Как Мамилов, так и Лымарев поверили в меня, и я старалась оправдать их доверие. Еще до «Вкуса меда» Мамилов занял меня в том самом «Амадее» - потрясающем спектакле о Моцарте и Сальери, который мы играли пятнадцать лет. Я в нем была жена Моцарта – Констанция.

- О, жена гения!
- Жена Моцарта – не лучшая жена, если брать по истории жен гениев. Не лучшая, а точнее сказать – наоборот. Моцарту с ней, можно сказать, не повезло. Он был талантливым, гениальным человеком, но по жизни ему не повезло. Жене тоже не очень везло, хотя он ее и любил. По-своему. Это знаете, если свести гения с торговкой. Не то, чтобы Констанция торговка сама по себе, у нее тип внутренний такой. Она не умела ценить человека, который рядом. Приземленный, небольшого интеллекта человек, она бытовыми своими капризами очень и очень портила ему жизнь.

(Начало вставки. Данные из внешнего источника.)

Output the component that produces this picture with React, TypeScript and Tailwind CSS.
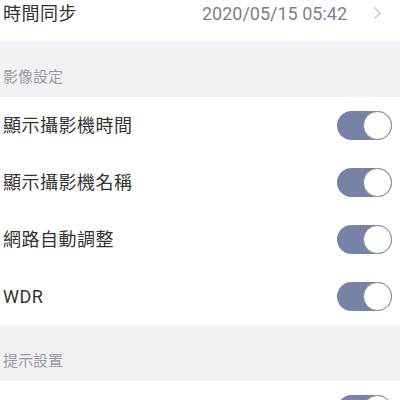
import React from 'react';

const font = { fontFamily: 'Roboto, "Noto Sans CJK TC", sans-serif' };

function Toggle() {
  return (
    <div className="flex h-[29px] w-[55px] items-center justify-end rounded-full bg-[#7683a6]">
      <div className="h-[29px] w-[29px] rounded-full border border-[#8a8f9c] bg-white" />
    </div>
  );
}

function SwitchRow({ label }: { label: string }) {
  return (
    <div className="flex h-[57px] items-center justify-between bg-white pl-[3px] pr-[8px]">
      <span className="text-[18px] tracking-[0.5px] text-[#333333]">{label}</span>
      <Toggle />
    </div>
  );
}

function SectionHeader({ title }: { title: string }) {
  return (
    <div className="flex h-[56px] items-center bg-[#f1f1f6] pl-[3px] pt-[16px]">
      <span className="text-[15px] text-[#9a9a9e]">{title}</span>
    </div>
  );
}

export default function App() {
  return (
    <div className="h-[400px] w-[400px] overflow-hidden bg-white" style={font}>
      <div className="-mt-[15px] flex h-[56px] items-center justify-between bg-white pl-[3px] pr-[18px]">
        <span className="text-[18px] tracking-[0.5px] text-[#333333]">時間同步</span>
        <div className="flex items-center gap-[26px]">
          <span className="text-[18px] text-[#7b8091]">2020/05/15 05:42</span>
          <svg width="9" height="14" viewBox="0 0 9 14" fill="none">
            <path d="M1.5 1.5 L7 7 L1.5 12.5" stroke="#c4c4c8" strokeWidth="1.4" />
          </svg>
        </div>
      </div>
      <SectionHeader title="影像設定" />
      <SwitchRow label="顯示攝影機時間" />
      <SwitchRow label="顯示攝影機名稱" />
      <SwitchRow label="網路自動調整" />
      <SwitchRow label="WDR" />
      <SectionHeader title="提示設置" />
      <SwitchRow label="移動偵測" />
    </div>
  );
}
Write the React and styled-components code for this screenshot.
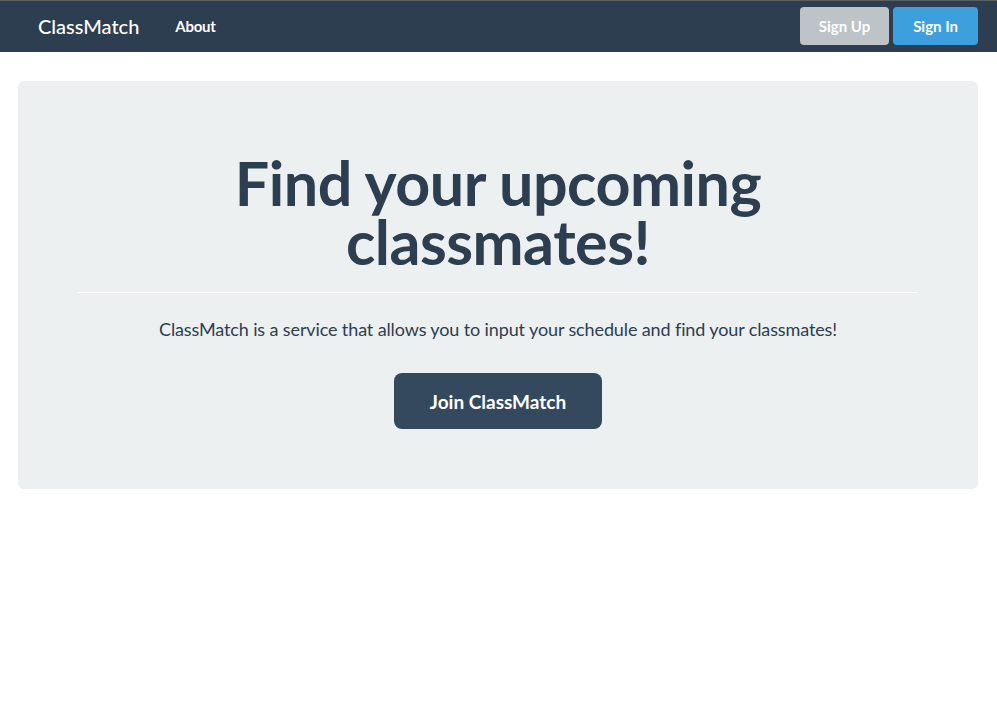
import styled, { createGlobalStyle } from "styled-components";

const GlobalStyle = createGlobalStyle`
  * {
    box-sizing: border-box;
  }
  body {
    margin: 0;
    background: #ffffff;
    font-family: Lato, "Open Sans", sans-serif;
    color: #2c3e50;
  }
`;

const Navbar = styled.nav`
  display: flex;
  align-items: center;
  height: 52px;
  padding: 0 19px 2px 38px;
  background-color: #2c3e50;
  border-top: 1px solid #5b5e61;
`;

const Brand = styled.a`
  color: #ffffff;
  font-size: 20px;
  font-weight: 500;
  text-decoration: none;
  margin-right: 36px;
`;

const NavLink = styled.a`
  color: #ffffff;
  font-size: 15px;
  font-weight: 700;
  letter-spacing: -0.3px;
  text-decoration: none;
`;

const NavRight = styled.div`
  margin-left: auto;
  display: flex;
  gap: 4px;
`;

const NavButton = styled.button`
  height: 38px;
  padding: 0 ${(p) => p.$pad}px;
  border: none;
  border-radius: 4px;
  background-color: ${(p) => p.$bg};
  color: #ffffff;
  font-family: inherit;
  font-size: 15px;
  font-weight: 700;
  cursor: pointer;
`;

const Main = styled.main`
  padding: 29px 19px 0 18px;
`;

const Jumbotron = styled.section`
  background-color: #ecf0f1;
  border-radius: 6px;
  padding: 72px 60px 60px;
  text-align: center;
`;

const Title = styled.h1`
  margin: 0 auto;
  max-width: 560px;
  font-size: 61px;
  line-height: 59px;
  font-weight: 700;
  color: #2c3e50;
  letter-spacing: -0.5px;
`;

const Divider = styled.hr`
  margin: 21px 0 24px;
  border: none;
  border-top: 1px solid #ffffff;
`;

const Lead = styled.p`
  margin: 0 0 32px;
  font-size: 18px;
  line-height: 24px;
  letter-spacing: -0.12px;
  color: #2c3e50;
`;

const JoinButton = styled.button`
  height: 56px;
  padding: 0 36px;
  border: none;
  border-radius: 8px;
  background-color: #34495e;
  color: #ffffff;
  font-family: inherit;
  font-size: 19px;
  font-weight: 700;
  cursor: pointer;
`;

export default function App() {
  return (
    <>
      <GlobalStyle />
      <Navbar>
        <Brand href="#">ClassMatch</Brand>
        <NavLink href="#">About</NavLink>
        <NavRight>
          <NavButton $bg="#bdc3c7" $pad={19}>Sign Up</NavButton>
          <NavButton $bg="#3e9fdd" $pad={20}>Sign In</NavButton>
        </NavRight>
      </Navbar>
      <Main>
        <Jumbotron>
          <Title>Find your upcoming classmates!</Title>
          <Divider />
          <Lead>
            ClassMatch is a service that allows you to input your schedule and
            find your classmates!
          </Lead>
          <JoinButton>Join ClassMatch</JoinButton>
        </Jumbotron>
      </Main>
    </>
  );
}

- Но он тоже был молод и тоже далеко не паинька.
- Конечно, если прочесть его биографию, так он такие штуки выделывал! И, естественно, она в первую очередь видела эту сторону его жизни. Ей не было дано понять его гений. А Сальери - после Льва Темкина его тоже на высочайшем накале мысли и чувства великолепно исполнял Михаил Токарев - тот, наоборот, ценя и боготворя сочинения Моцарта, видать, мало что понимал в его жизни. Он чувствовал свою профессиональную недосягаемость, и поэтому, наверное, возникла эта легенда об отравлении.
Играя жену Моцарта, я ощущала себя как бы над ней. Оно, собственно, так и должно было быть. Ведь мне нужно было понять эту женщину, которой недоставало любви и внимания со стороны Моцарта, встать на ее позицию и увериться в ее правоте. Самое интересное, что в проявлениях своего недовольства Констанция доходила до исступления, до трагизма! Она, как я ее толковала, видела в этом браке свое собственное возвышение. Моцарт был допущен ко двору, это ее привлекало, и она думала, что жизнь – сплошной праздник. Но потом началась бедность, денежные неудачи, бытовые неурядицы. Надежды ее не оправдались, она скатилась на упреки и скандальные дела. Интересы ограничивались. «Не оправдал» – вот вся ее позиция, вот ее драма!
Репетировать с Мамиловым было интересно. Когда он предложил нам в первой сцене, а затем и в последующих взять фабулу и сыграть сходу то, что там происходит, вы даже не представляете, как это было заманчиво! Вот как получится, что придет сейчас в голову, то и сыграть. Поэтюдно. И, уже отталкиваясь от этих экспромтных, чутьем подсказанных реалий, он развивал все дальше.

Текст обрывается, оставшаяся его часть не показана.